» **STATED TASK**
Quote every line as written. Omit pictures.

» **DATA SEGMENT**
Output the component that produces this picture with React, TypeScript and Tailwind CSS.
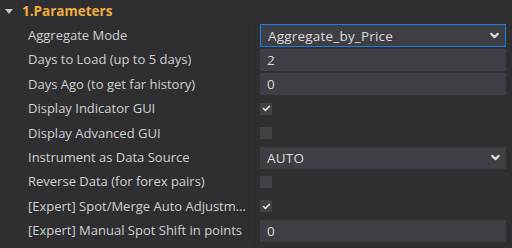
import { ChevronDown, Check } from "lucide-react";

type Row =
  | { label: string; kind: "select"; value: string; focused?: boolean }
  | { label: string; kind: "input"; value: string }
  | { label: string; kind: "check"; checked: boolean };

const rows: Row[] = [
  { label: "Aggregate Mode", kind: "select", value: "Aggregate_by_Price", focused: true },
  { label: "Days to Load (up to 5 days)", kind: "input", value: "2" },
  { label: "Days Ago (to get far history)", kind: "input", value: "0" },
  { label: "Display Indicator GUI", kind: "check", checked: true },
  { label: "Display Advanced GUI", kind: "check", checked: false },
  { label: "Instrument as Data Source", kind: "select", value: "AUTO" },
  { label: "Reverse Data (for forex pairs)", kind: "check", checked: false },
  { label: "[Expert] Spot/Merge Auto Adjustment", kind: "check", checked: true },
  { label: "[Expert] Manual Spot Shift in points", kind: "input", value: "0" },
];

function Value({ row }: { row: Row }) {
  if (row.kind === "check") {
    return (
      <div className="w-3 h-3 bg-[#414147] flex items-center justify-center">
        {row.checked && <Check size={9} strokeWidth={4} className="text-[#e8e8e8]" />}
      </div>
    );
  }
  const box =
    row.kind === "select" && row.focused
      ? "border border-[#1c7fe0] h-[23px]"
      : "h-[22px]";
  return (
    <div className={`w-full ${box} bg-[#3e3e44] flex items-center pl-[7px] pr-[4px]`}>
      <span className="flex-1 text-[13.5px] text-[#dcdcdc] tracking-[0.2px]">{row.value}</span>
      {row.kind === "select" && (
        <ChevronDown size={13} strokeWidth={4} className="text-[#d8d8d8]" />
      )}
    </div>
  );
}

export default function App() {
  return (
    <div
      className="w-[512px] h-[248px] bg-[#2f2f32] text-[13px] text-[#cfcfcf] overflow-hidden"
      style={{ fontFamily: '"Open Sans", "Liberation Sans", sans-serif' }}
    >
      {/* header */}
      <div className="h-[23.5px] flex items-center pl-[5px] pb-[1px]">
        <svg width="8" height="5" viewBox="0 0 8 5" className="mr-[9px]">
          <path d="M0 0 L8 0 L4 5 Z" fill="#c8c8c8" />
        </svg>
        <span className="font-bold text-[13.5px] text-[#f0ad3c]">1.Parameters</span>
      </div>

      {/* property grid */}
      <div className="flex">
        <div className="w-[256px] border-r border-[#28282a]">
          {rows.map((r) => (
            <div key={r.label} className="h-[24.4px] flex items-center pl-[28px] pr-[5px]">
              <span className="truncate">{r.label}</span>
            </div>
          ))}
        </div>
        <div className="flex-1 pl-[4px] pr-[6px]">
          {rows.map((r) => (
            <div key={r.label} className="h-[24.4px] flex items-center">
              <Value row={r} />
            </div>
          ))}
        </div>
      </div>
    </div>
  );
}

» **ANSWER FOR THIS EXERCISE**
Output the component that produces this picture with React, TypeScript and Tailwind CSS.
import { ChevronDown, Check } from "lucide-react";

type Row =
  | { label: string; kind: "select"; value: string; focused?: boolean }
  | { label: string; kind: "input"; value: string }
  | { label: string; kind: "check"; checked: boolean };

const rows: Row[] = [
  { label: "Aggregate Mode", kind: "select", value: "Aggregate_by_Price", focused: true },
  { label: "Days to Load (up to 5 days)", kind: "input", value: "2" },
  { label: "Days Ago (to get far history)", kind: "input", value: "0" },
  { label: "Display Indicator GUI", kind: "check", checked: true },
  { label: "Display Advanced GUI", kind: "check", checked: false },
  { label: "Instrument as Data Source", kind: "select", value: "AUTO" },
  { label: "Reverse Data (for forex pairs)", kind: "check", checked: false },
  { label: "[Expert] Spot/Merge Auto Adjustment", kind: "check", checked: true },
  { label: "[Expert] Manual Spot Shift in points", kind: "input", value: "0" },
];

function Value({ row }: { row: Row }) {
  if (row.kind === "check") {
    return (
      <div className="w-3 h-3 bg-[#414147] flex items-center justify-center">
        {row.checked && <Check size={9} strokeWidth={4} className="text-[#e8e8e8]" />}
      </div>
    );
  }
  const box =
    row.kind === "select" && row.focused
      ? "border border-[#1c7fe0] h-[23px]"
      : "h-[22px]";
  return (
    <div className={`w-full ${box} bg-[#3e3e44] flex items-center pl-[7px] pr-[4px]`}>
      <span className="flex-1 text-[13.5px] text-[#dcdcdc] tracking-[0.2px]">{row.value}</span>
      {row.kind === "select" && (
        <ChevronDown size={13} strokeWidth={4} className="text-[#d8d8d8]" />
      )}
    </div>
  );
}

export default function App() {
  return (
    <div
      className="w-[512px] h-[248px] bg-[#2f2f32] text-[13px] text-[#cfcfcf] overflow-hidden"
      style={{ fontFamily: '"Open Sans", "Liberation Sans", sans-serif' }}
    >
      {/* header */}
      <div className="h-[23.5px] flex items-center pl-[5px] pb-[1px]">
        <svg width="8" height="5" viewBox="0 0 8 5" className="mr-[9px]">
          <path d="M0 0 L8 0 L4 5 Z" fill="#c8c8c8" />
        </svg>
        <span className="font-bold text-[13.5px] text-[#f0ad3c]">1.Parameters</span>
      </div>

      {/* property grid */}
      <div className="flex">
        <div className="w-[256px] border-r border-[#28282a]">
          {rows.map((r) => (
            <div key={r.label} className="h-[24.4px] flex items-center pl-[28px] pr-[5px]">
              <span className="truncate">{r.label}</span>
            </div>
          ))}
        </div>
        <div className="flex-1 pl-[4px] pr-[6px]">
          {rows.map((r) => (
            <div key={r.label} className="h-[24.4px] flex items-center">
              <Value row={r} />
            </div>
          ))}
        </div>
      </div>
    </div>
  );
}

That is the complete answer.